## Work required
Check every line for the word "React" and give the number of lines where it occurs, nothing else.

## Records for the exercise
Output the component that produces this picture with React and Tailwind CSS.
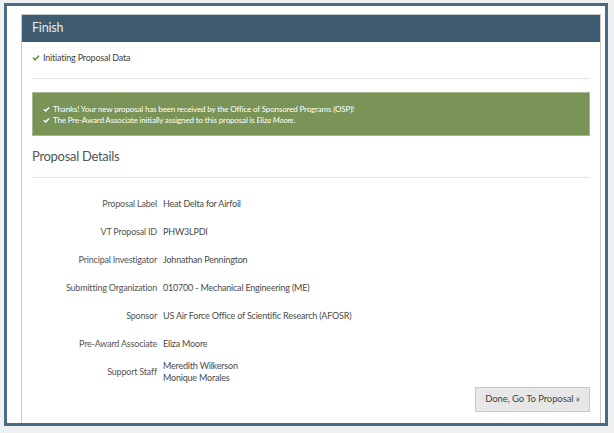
// Finish step of the new-proposal wizard
const font = { fontFamily: 'Lato, "Open Sans", sans-serif' };

const details = [
  ['Proposal Label', ['Heat Delta for Airfoil']],
  ['VT Proposal ID', ['PHW3LPDI']],
  ['Principal Investigator', ['Johnathan Pennington']],
  ['Submitting Organization', ['010700 - Mechanical Engineering (ME)']],
  ['Sponsor', ['US Air Force Office of Scientific Research (AFOSR)']],
  ['Pre-Award Associate', ['Eliza Moore']],
  ['Support Staff', ['Meredith Wilkerson', 'Monique Morales']],
];

function Check({ className }) {
  return (
    <svg viewBox="0 0 16 16" className={className} fill="currentColor">
      <path d="M0.8 8.6 3.2 6.2 6 9 12.8 2.2 15.2 4.6 6 13.8Z" />
    </svg>
  );
}

export default function App() {
  return (
    <div className="w-[614px] h-[433px] bg-[#eef0f1] pl-[4px] pt-[3px] pr-[6px] pb-[7px] flex" style={font}>
      <div className="flex-1 border-[3px] border-[#4a6c82] bg-white pl-[14px] pt-[8px] pr-[4px] overflow-hidden">
        <div className="border border-[#c5cdd3] border-b-0 h-full bg-white">
          <div className="h-[27px] bg-[#3e5b6f] text-[#e6ecf0] text-[12.5px] tracking-[-0.2px] px-[10px] flex items-center">
            Finish
          </div>

          <div className="px-[10px]">
            <div className="flex items-center gap-[3px] h-[16px] mt-[8px] text-[9px] tracking-[-0.2px] text-[#444]">
              <Check className="w-[8px] h-[8px] text-[#6a9a45]" />
              <span>Initiating Proposal Data</span>
            </div>

            <div className="border-t border-[#e4e6e8] mt-[12px]" />

            <div className="mt-[13px] h-[44px] bg-[#7a9357] border border-[#a8b990] text-white text-[8px] tracking-[-0.15px] leading-[11px] px-[10px] pt-[11px]">
              <div className="flex items-center gap-[3px]">
                <Check className="w-[7px] h-[7px]" />
                <span>Thanks! Your new proposal has been received by the Office of Sponsored Programs (OSP)!</span>
              </div>
              <div className="flex items-center gap-[3px]">
                <Check className="w-[7px] h-[7px]" />
                <span>
                  The Pre-Award Associate initially assigned to this proposal is <i>Eliza Moore</i>.
                </span>
              </div>
            </div>

            <div className="mt-[12px] h-[18px] flex items-center text-[13px] tracking-[-0.3px] text-[#555]">
              Proposal Details
            </div>

            <div className="border-t border-[#e4e6e8] mt-[11px]" />

            <div className="mt-[12px] flex flex-col text-[9px] tracking-[-0.2px] text-[#4a4a4a]">
              {details.map(([label, values]) => (
                <div key={label} className="h-[28px] flex items-center gap-[6px] leading-[12px]">
                  <div className="w-[125px] text-right text-[#555]">{label}</div>
                  <div className="flex flex-col">
                    {values.map((v) => (
                      <span key={v}>{v}</span>
                    ))}
                  </div>
                </div>
              ))}
            </div>

            <div className="flex justify-end mt-[1px]">
              <button className="h-[25px] w-[115px] bg-[#e7e7e7] border border-[#c8c8c8] text-[9.5px] tracking-[-0.1px] text-[#444]">
                Done, Go To Proposal »
              </button>
            </div>
          </div>
        </div>
      </div>
    </div>
  );
}
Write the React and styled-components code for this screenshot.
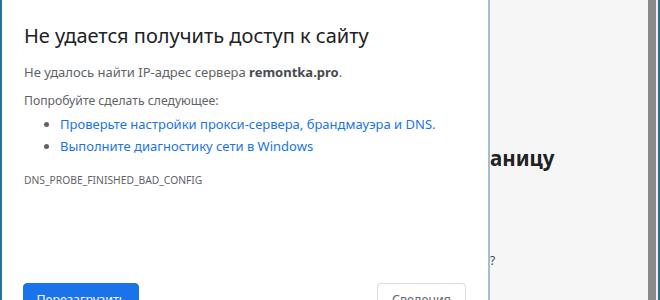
import React from "react";
import styled, { createGlobalStyle } from "styled-components";

const Global = createGlobalStyle`
  html, body { margin: 0; padding: 0; background: #ffffff; }
  body { font-family: "Noto Sans", "Open Sans", sans-serif; }
  *, *::before, *::after { box-sizing: border-box; }
`;

const Screen = styled.div`
  display: flex;
  width: 660px;
  height: 300px;
  overflow: hidden;
`;

const Stripe = styled.div`
  flex: 0 0 ${(p) => p.$w}px;
  background: ${(p) => p.$c};
`;

const Dialog = styled.div`
  flex: 0 0 488px;
  background: #ffffff;
  border-right: 2px solid #a3bdd3;
  padding: 0 22px 0 21px;
  display: flex;
  flex-direction: column;
  overflow: hidden;
`;

const Title = styled.h1`
  margin: 24px 0 0 1px;
  font-size: 20px;
  line-height: 24px;
  font-weight: 400;
  color: #202124;
  letter-spacing: 0;
  white-space: nowrap;
`;

const Para = styled.p`
  margin: ${(p) => p.$mt}px 0 0 1px;
  font-size: ${(p) => p.$fs}px;
  line-height: 16px;
  color: #5f6368;
  white-space: nowrap;
`;

const Strong = styled.b`
  font-weight: 700;
  color: #474b50;
`;

const List = styled.ul`
  margin: 4px 0 0 0;
  padding: 0 0 0 37px;
  list-style: disc;
  color: #5f6368;
`;

const Item = styled.li`
  font-size: 13px;
  line-height: 22px;
  color: #5f6368;
  white-space: nowrap;
`;

const Link = styled.a`
  color: #1a73e8;
  text-decoration: none;
`;

const Code = styled.div`
  margin: 16px 0 0 1px;
  font-size: 10.3px;
  line-height: 14px;
  color: #5f6368;
`;

const Buttons = styled.div`
  display: flex;
  justify-content: space-between;
  margin-top: 96px;
`;

const Button = styled.button`
  flex: 0 0 auto;
  width: ${(p) => p.$w}px;
  height: 34px;
  border-radius: 4px;
  font-family: "Noto Sans", "Open Sans", sans-serif;
  font-size: 12.5px;
  padding: 0;
  text-align: center;
  line-height: 32px;
  cursor: pointer;
  background: ${(p) => (p.$primary ? "#1a73e8" : "#ffffff")};
  color: ${(p) => (p.$primary ? "#ffffff" : "#5f6368")};
  border: 1px solid ${(p) => (p.$primary ? "#1a73e8" : "#dadce0")};
`;

const Backdrop = styled.div`
  flex: 1 1 auto;
  background: #f6f6f6;
  display: flex;
  flex-direction: column;
  overflow: hidden;
  padding-top: 144px;
`;

const BackHeading = styled.div`
  font-size: 20.5px;
  line-height: 28px;
  font-weight: 700;
  color: #202124;
  white-space: nowrap;
`;

const BackText = styled.div`
  margin-top: 81px;
  font-size: 12px;
  line-height: 16px;
  color: #3c4a5c;
`;

const Scrollbar = styled.div`
  flex: 0 0 8px;
  background: #8a8a8a;
`;

export default function App() {
  return (
    <>
      <Global />
      <Screen>
        <Stripe $w={2} $c="#2c6e98" />
        <Dialog>
          <Title>Не удается получить доступ к сайту</Title>
          <Para $mt={16} $fs={13}>
            Не удалось найти IP-адрес сервера <Strong>remontka.pro</Strong>.
          </Para>
          <Para $mt={13} $fs={12.2}>Попробуйте сделать следующее:</Para>
          <List>
            <Item>
              <Link>Проверьте настройки прокси-сервера, брандмауэра и DNS.</Link>
            </Item>
            <Item>
              <Link>Выполните диагностику сети в Windows</Link>
            </Item>
          </List>
          <Code>DNS_PROBE_FINISHED_BAD_CONFIG</Code>
          <Buttons>
            <Button $primary $w={116}>Перезагрузить</Button>
            <Button $w={89}>Сведения</Button>
          </Buttons>
        </Dialog>
        <Backdrop>
          <BackHeading>аницу</BackHeading>
          <BackText>?</BackText>
        </Backdrop>
        <Scrollbar />
        <Stripe $w={2} $c="#f0f0f0" />
        <Stripe $w={2} $c="#2c6e98" />
      </Screen>
    </>
  );
}
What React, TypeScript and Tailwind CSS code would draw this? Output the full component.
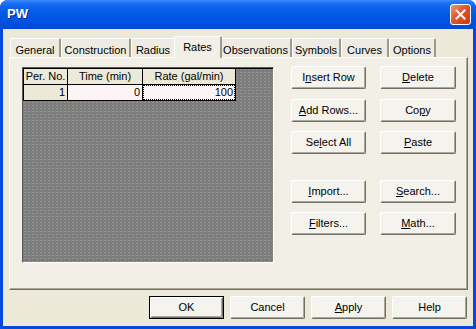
import React from "react";

const font = { fontFamily: '"Liberation Sans", Arial, sans-serif' };

function U({ children }: { children: React.ReactNode }) {
  return <span className="underline underline-offset-[1px] decoration-1">{children}</span>;
}

function Btn({ children, w = "w-[75px]", def = false }: { children: React.ReactNode; w?: string; def?: boolean }) {
  return (
    <div className={`${w} h-[23px] ${def ? "border border-black" : ""} flex`}>
      <div className="flex-1 flex items-center justify-center bg-[#f4f3ee] border-t border-l border-t-white border-l-white border-r border-b border-r-[#716f64] border-b-[#716f64] shadow-[inset_-1px_-1px_0_#aca899] rounded-[2px] text-[11px] text-black leading-none">
        <span className="-mt-[1px]">{children}</span>
      </div>
    </div>
  );
}

function Tab({ label, w, sel = false }: { label: string; w: string; sel?: boolean }) {
  if (sel) {
    return (
      <div className={`${w} h-[22px] -mx-[2px] relative z-10 bg-[#f1efe6] border-t border-l border-t-white border-l-white border-r-2 border-r-[#9d9a8a] rounded-t-[2px] flex items-start justify-center pt-[2px] text-[11px] text-black`}>
        {label}
      </div>
    );
  }
  return (
    <div className={`${w} h-[19px] mt-[2px] bg-[#eeece2] border-t border-l border-t-white border-l-white border-r-2 border-r-[#9d9a8a] rounded-t-[2px] flex items-start justify-center pt-[3px] text-[11px] text-black`}>
      {label}
    </div>
  );
}

export default function App() {
  return (
    <div className="w-[476px] h-[329px] bg-white" style={font}>
      <div className="w-[476px] h-[329px] rounded-t-[8px] bg-[#0548de] flex flex-col overflow-hidden">
        {/* title bar */}
        <div className="h-[29px] flex items-center justify-between pl-[7px] pr-[5px] bg-[linear-gradient(to_bottom,#3a8cfb_0%,#1f73f5_10%,#0c62ec_25%,#0058e6_55%,#0051e0_80%,#0047d4_100%)]">
          <span className="text-white font-bold text-[13px] [text-shadow:1px_1px_0_#0a2a8a] pb-[2px]">PW</span>
          <div className="w-[21px] h-[21px] rounded-[3px] border border-white bg-[linear-gradient(to_bottom_right,#f09a7a,#e0552b_45%,#c63a12)] flex items-center justify-center">
            <svg width="11" height="11" viewBox="0 0 11 11">
              <path d="M1.5 1.5 L9.5 9.5 M9.5 1.5 L1.5 9.5" stroke="white" strokeWidth="2" strokeLinecap="square" />
            </svg>
          </div>
        </div>
        {/* body */}
        <div className="flex-1 mx-[3px] mb-[3px] bg-[#ece9d8] flex flex-col pt-[7px] px-[6px]">
          {/* tabs */}
          <div className="flex items-start h-[21px] pl-[1px]">
            <Tab label="General" w="w-[51px]" />
            <Tab label="Construction" w="w-[70px]" />
            <Tab label="Radius" w="w-[45px]" />
            <Tab label="Rates" w="w-[48px]" sel />
            <Tab label="Observations" w="w-[72px]" />
            <Tab label="Symbols" w="w-[49px]" />
            <Tab label="Curves" w="w-[48px]" />
            <Tab label="Options" w="w-[47px]" />
          </div>
          {/* panel */}
          <div className="h-[233px] w-[459px] bg-[#f1efe6] border-t border-l border-t-white border-l-white border-r border-b border-r-[#716f64] border-b-[#716f64] shadow-[inset_-1px_-1px_0_#aca899] flex pt-[9px] pl-[12px]">
            {/* grid */}
            <div className="w-[252px] h-[196px] border-t border-l border-t-[#5a5a5a] border-l-[#5a5a5a] border-b border-r border-b-white border-r-white bg-[#7d7d7d] bg-[radial-gradient(circle,#959590_0.5px,transparent_0.8px)] bg-[length:4px_3px]">
              <div className="flex flex-col text-[11px] text-black leading-none">
                <div className="flex h-[17px] border-t border-black">
                  <div className="w-[45px] border-l border-r border-b border-black bg-[#ece9d8] flex items-center justify-center">Per. No.</div>
                  <div className="w-[75px] border-r border-b border-black bg-[#ece9d8] flex items-center justify-center">Time (min)</div>
                  <div className="w-[93px] border-r border-b border-black bg-[#ece9d8] flex items-center justify-center">Rate (gal/min)</div>
                </div>
                <div className="flex h-[16px]">
                  <div className="w-[45px] border-l border-r border-b border-black bg-[#ece9d8] flex items-center justify-end pr-[2px]">1</div>
                  <div className="w-[75px] border-r border-b border-black bg-[#fdf5f5] flex items-center justify-end pr-[2px]">0</div>
                  <div className="w-[93px] border-r border-b border-black bg-[#fdf5f5] flex">
                    <div className="flex-1 border border-dotted border-black flex items-center justify-end pr-[1px]">100</div>
                  </div>
                </div>
              </div>
            </div>
            {/* buttons */}
            <div className="flex flex-col ml-[17px] -mt-[1px]">
              <div className="flex gap-[14px]">
                <Btn>I<U>n</U>sert Row</Btn>
                <Btn w="w-[76px]"><U>D</U>elete</Btn>
              </div>
              <div className="flex gap-[14px] mt-[10px]">
                <Btn><U>A</U>dd Rows...</Btn>
                <Btn w="w-[76px]">Co<U>p</U>y</Btn>
              </div>
              <div className="flex gap-[14px] mt-[9px]">
                <Btn>Se<U>l</U>ect All</Btn>
                <Btn w="w-[76px]"><U>P</U>aste</Btn>
              </div>
              <div className="flex gap-[14px] mt-[26px]">
                <Btn><U>I</U>mport...</Btn>
                <Btn w="w-[76px]"><U>S</U>earch...</Btn>
              </div>
              <div className="flex gap-[14px] mt-[9px]">
                <Btn><U>F</U>ilters...</Btn>
                <Btn w="w-[76px]"><U>M</U>ath...</Btn>
              </div>
            </div>
          </div>
          {/* bottom buttons */}
          <div className="flex justify-end gap-[6px] mt-[6px]">
            <Btn def>OK</Btn>
            <Btn>Cancel</Btn>
            <Btn><U>A</U>pply</Btn>
            <Btn>Help</Btn>
          </div>
        </div>
      </div>
    </div>
  );
}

## Completed task
7